On Jeremiah Wright being just a “liberation ‘Goddamn America!’ theologian“:

Remember how Obama’s opponents pounced on the Reverend Jeremiah Wright for being anti-American? If Wright was, then so must be his parishioner. Not only that, but he was a liberation theologian. (As if most people knew what that meant.) Horrors! How could you be a “normal” Christian if you were a liberation theologian?

You get the idea.

I’m still trying to figure out how a woman who sounds unfamiliar with Scripture, who bedded her husband while he was still married (I guess she missed that commandment) in a public scandal, came to be regarded as an authority on faith. That she assumes prominence under the WaPo mast is due to her husband, WaPo publisher Ben Bradlee, than anything else. When she’s not likening child labor to her parents forcing her to clean her room or insulting Catholics by taking communion (she isn’t Catholic) and afterwards remarking something to the effect of it making her sick, she’s insisting that a mass murderer – who openly wrote of his distaste for faith,” not being religious,” and not “having a personal relationship with God” — represents a faith of which she demonstrably knows very little.

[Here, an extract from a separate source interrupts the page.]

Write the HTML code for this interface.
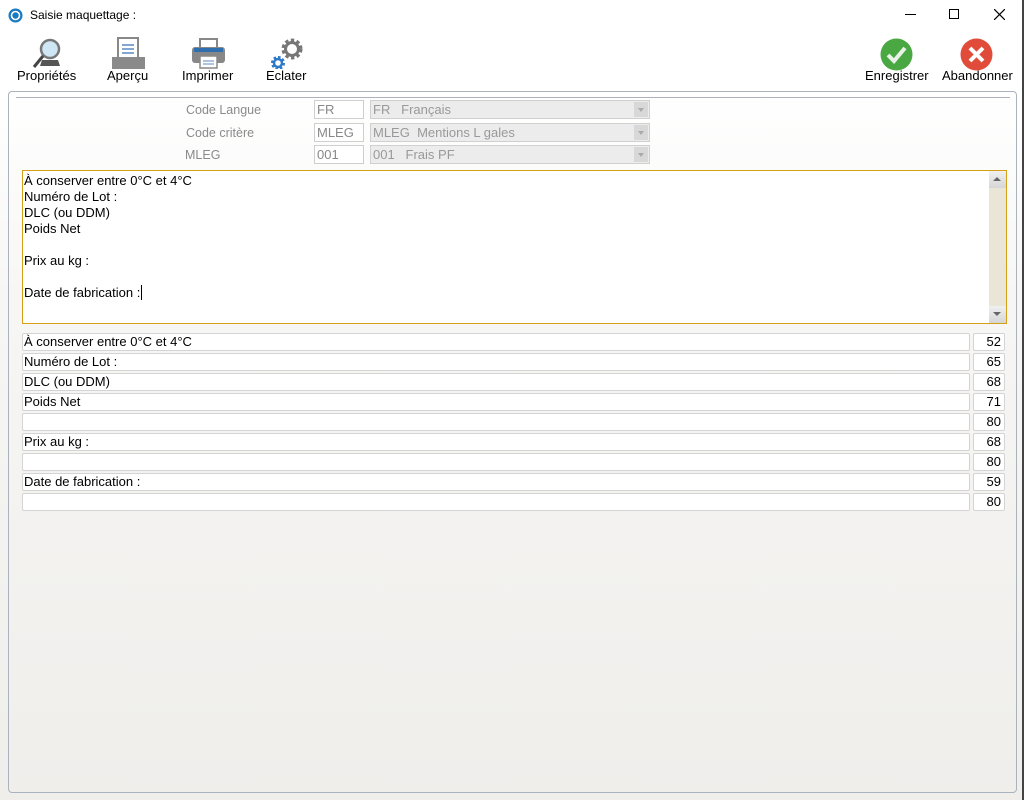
<!DOCTYPE html>
<html><head><meta charset="utf-8"><style>
*{margin:0;padding:0;box-sizing:border-box}
body{width:1024px;height:800px;overflow:hidden;background:#fff;font-family:"Liberation Sans",Arial,sans-serif;font-size:13px;color:#000;position:relative}
.abs{position:absolute}
.win{position:absolute;left:0;top:0;width:1024px;height:800px;border-right:2px solid #444;background:linear-gradient(#fff 0,#fff 90px,#f7f6f4 300px,#efeeeb 800px)}
.tb{position:absolute;top:68px;font-size:13px;text-align:center}
.panel{position:absolute;left:8px;top:91px;width:1009px;height:702px;border:1px solid #a9b2bd;border-radius:4px}
.lbl{position:absolute;color:#8a8a8a;font-size:12.5px}
.box{position:absolute;border:1px solid #cfcfcf;background:#fff;color:#888;padding-left:2px;font-size:13px;line-height:17px;height:19px}
.cmb{position:absolute;border:1px solid #d0d0d0;background:#ececec;color:#999;padding-left:2px;font-size:13px;line-height:17px;height:19px}
.cmb i{position:absolute;right:1px;top:1px;width:14px;height:15px;background:#d8d8d8;font-style:normal}
.cmb i:after{content:"";position:absolute;left:4px;top:6px;border-left:3px solid transparent;border-right:3px solid transparent;border-top:4px solid #aaa}
.row{position:absolute;left:22px;width:948px;height:18px;border:1px solid #d4d4d4;border-radius:2px;background:#fff;padding-left:1px;line-height:16px}
.num{position:absolute;left:973px;width:32px;height:18px;border:1px solid #d4d4d4;border-radius:2px;background:#fff;text-align:right;padding-right:3px;line-height:16px}
</style></head><body>
<div class="win">
<svg class="abs" style="left:8px;top:8px" width="15" height="15"><circle cx="7.5" cy="7.5" r="7" fill="#1a7ac0"/><circle cx="7.5" cy="7.5" r="4" fill="none" stroke="#fff" stroke-width="1.6"/></svg>
<div class="abs" style="left:30px;top:8px;font-size:12px">Saisie maquettage :</div>
<div class="abs" style="left:905px;top:14px;width:11px;height:1px;background:#000"></div>
<div class="abs" style="left:949px;top:9px;width:10px;height:10px;border:1px solid #000"></div>
<svg class="abs" style="left:994px;top:9px" width="11" height="11"><path d="M0 0L11 11M11 0L0 11" stroke="#000" stroke-width="1.2"/></svg>
<svg class="abs" style="left:32px;top:37px" width="34" height="32"><circle cx="18" cy="12" r="9" fill="#cfe6f5" stroke="#777" stroke-width="2.5"/><path d="M11 19L2 30" stroke="#444" stroke-width="3"/><path d="M10 23h16l2 6H8z" fill="#555"/></svg>
<svg class="abs" style="left:111px;top:37px" width="34" height="32"><rect x="7" y="1" width="20" height="24" fill="#fff" stroke="#888" stroke-width="2"/><path d="M11 8h12M11 12h12M11 16h12" stroke="#5a8ac0" stroke-width="1.5"/><rect x="1" y="20" width="33" height="12" fill="#8a8a8a"/></svg>
<svg class="abs" style="left:191px;top:37px" width="34" height="32"><rect x="9" y="2" width="17" height="10" fill="#fff" stroke="#888" stroke-width="2"/><rect x="1" y="10" width="33" height="16" rx="3" fill="#888"/><rect x="3" y="11" width="29" height="4" fill="#2f6fb0"/><rect x="9" y="19" width="17" height="12" fill="#fff" stroke="#888" stroke-width="1.5"/><path d="M12 24h11M12 27h11" stroke="#5a8ac0"/></svg>
<svg class="abs" style="left:270px;top:37px" width="36" height="32"><g transform="translate(22 12)"><circle r="8" fill="none" stroke="#777" stroke-width="5" stroke-dasharray="3 2.2"/><circle r="6.5" fill="none" stroke="#777" stroke-width="3"/></g><g transform="translate(8 26)"><circle r="5" fill="none" stroke="#2f7ac8" stroke-width="4" stroke-dasharray="2.2 1.7"/><circle r="4" fill="none" stroke="#2f7ac8" stroke-width="2.5"/></g></svg>
<div class="tb" style="left:17px">Propriétés</div>
<div class="tb" style="left:107px">Aperçu</div>
<div class="tb" style="left:182px">Imprimer</div>
<div class="tb" style="left:266px">Eclater</div>
<svg class="abs" style="left:880px;top:38px" width="33" height="33"><circle cx="16.5" cy="16.5" r="16" fill="#4aa842"/><path d="M8 17l6 6 11-13" fill="none" stroke="#e8f2e6" stroke-width="4"/></svg>
<svg class="abs" style="left:960px;top:38px" width="33" height="33"><circle cx="16.5" cy="16.5" r="16" fill="#e04b3a"/><path d="M10 10l13 13M23 10l-13 13" stroke="#fff" stroke-width="4"/></svg>
<div class="tb" style="left:865px">Enregistrer</div>
<div class="tb" style="left:942px">Abandonner</div>

<div class="panel"></div>
<div class="abs" style="left:16px;top:97px;width:994px;height:1px;background:#a9b2bd"></div>

<div class="lbl" style="left:186px;top:103px">Code Langue</div>
<div class="lbl" style="left:186px;top:126px">Code critère</div>
<div class="lbl" style="left:185px;top:148px">MLEG</div>
<div class="box" style="left:314px;top:100px;width:50px">FR</div>
<div class="box" style="left:314px;top:123px;width:50px">MLEG</div>
<div class="box" style="left:314px;top:145px;width:50px">001</div>
<div class="cmb" style="left:370px;top:100px;width:280px">FR &nbsp;&nbsp;Français<i></i></div>
<div class="cmb" style="left:370px;top:123px;width:280px">MLEG &nbsp;Mentions L gales<i></i></div>
<div class="cmb" style="left:370px;top:145px;width:280px">001 &nbsp;&nbsp;Frais PF<i></i></div>

<div class="abs" style="left:22px;top:170px;width:985px;height:154px;border:1px solid #d4a017;background:#fff;padding:2px 0 0 1px;line-height:16px">À conserver entre 0°C et 4°C<br>Numéro de Lot :<br>DLC (ou DDM)<br>Poids Net<br><br>Prix au kg :<br><br>Date de fabrication :<span style="border-left:1px solid #000;margin-left:1px"></span>
<div class="abs" style="right:0;top:0;width:17px;height:152px;background:#e9e6d8"></div>
<div class="abs" style="right:0;top:0;width:17px;height:17px;background:linear-gradient(#f0f0f0,#d6d6d6)"><div style="margin:6px 0 0 4px;border-left:4px solid transparent;border-right:4px solid transparent;border-bottom:4px solid #666;width:0"></div></div>
<div class="abs" style="right:0;bottom:0;width:17px;height:17px;background:linear-gradient(#f0f0f0,#d6d6d6)"><div style="margin:6px 0 0 4px;border-left:4px solid transparent;border-right:4px solid transparent;border-top:4px solid #666;width:0"></div></div>
</div>

<div class="row" style="top:333px">À conserver entre 0°C et 4°C</div><div class="num" style="top:333px">52</div>
<div class="row" style="top:353px">Numéro de Lot :</div><div class="num" style="top:353px">65</div>
<div class="row" style="top:373px">DLC (ou DDM)</div><div class="num" style="top:373px">68</div>
<div class="row" style="top:393px">Poids Net</div><div class="num" style="top:393px">71</div>
<div class="row" style="top:413px"></div><div class="num" style="top:413px">80</div>
<div class="row" style="top:433px">Prix au kg :</div><div class="num" style="top:433px">68</div>
<div class="row" style="top:453px"></div><div class="num" style="top:453px">80</div>
<div class="row" style="top:473px">Date de fabrication :</div><div class="num" style="top:473px">59</div>
<div class="row" style="top:493px"></div><div class="num" style="top:493px">80</div>
</div>
</body></html>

I’m not being purposefully cruel and certainly no one on earth is perfect, but Quinn should understand that those who take the yoke of authority in faith — or writing of it in such a manner — are subjecting themselves to harsher judgment than that of the flock:

Not many of you should become teachers, my fellow believers, because you know that we who teach will be judged more strictly.

– James 3:1

Matthew 7:16 states: “by their fruits you will recognize them.” And so we recognize Quinn’s.

That Sally Quinn has a column at all in WaPo demonstrates how very far beyond the bounds of good taste will nepotism carry the most politically awkward among us. I encourage her to grow in her understanding of the Christian faith before attempting to mistakenly wield her interpretation of the Word as a sword against her political foes. That’s not what God meant about that.